I tempi si dilatano, gli spazi si stringono sui corpi, i volti, gli occhi sgranati di Ryota, l’agilità di Yoshiko, la dolcezza speranzosa di Shingo. Il mondo esterno a un certo punto si chiude sui personaggi, flettendosi sulle sfumature emozionali, sui dettagli immediati, vicini, lascia fuori scena le variazioni sul tema (noir), i temporeggiamenti narrativi, perfino l’ingombrante quanto fantasmagorico spettro di un tifone continuamente annunciato e atteso. È qui che finalmente Ritratto di famiglia con tempesta sembra arrivare alla quadratura del cerchio, scartando il superfluo, (ri)trovando quel senso di familiarità, di schiettezza e semplicità di un autore che sa bene cosa vuole dire e quali dettagli osservare.

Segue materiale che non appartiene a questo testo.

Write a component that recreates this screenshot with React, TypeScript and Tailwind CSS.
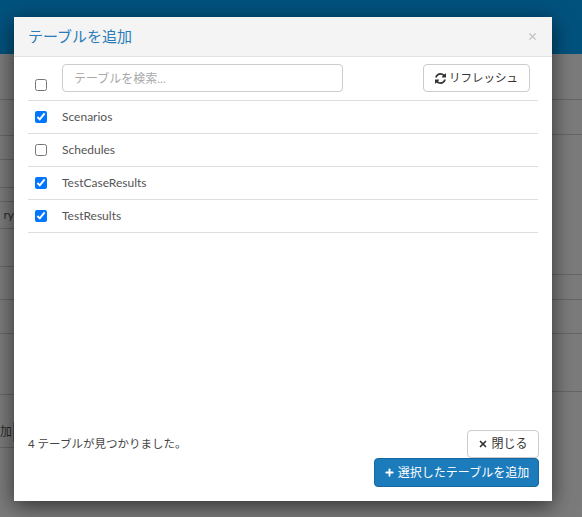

Di nuovo, i labirinti invisibili e impalpabili delle relazioni umane diventano materia empirica, tratto visibile, dimostrabile, stratificabile. Ancora, sono gli equilibri squilibrati all’interno di un nucleo familiare a venire a galla irresistibilmente fino a toccare, di nuovo, il tema essenziale della paternità. Nei continui giri a vuoto di Ryota, nel suo essere inaffidabile e nelle promesse di gioventù mancate, la via per la felicità e per l’ammissione all’età adulta passa per il volto del figlio. Per la comprensione di un rapporto che è una costruzione continua, presa di coscienza e scelta di responsabilità (e non si può non pensare a Father and Son del 2013), che ammette sbagli purché vi siano altrettanti tentativi di redenzione.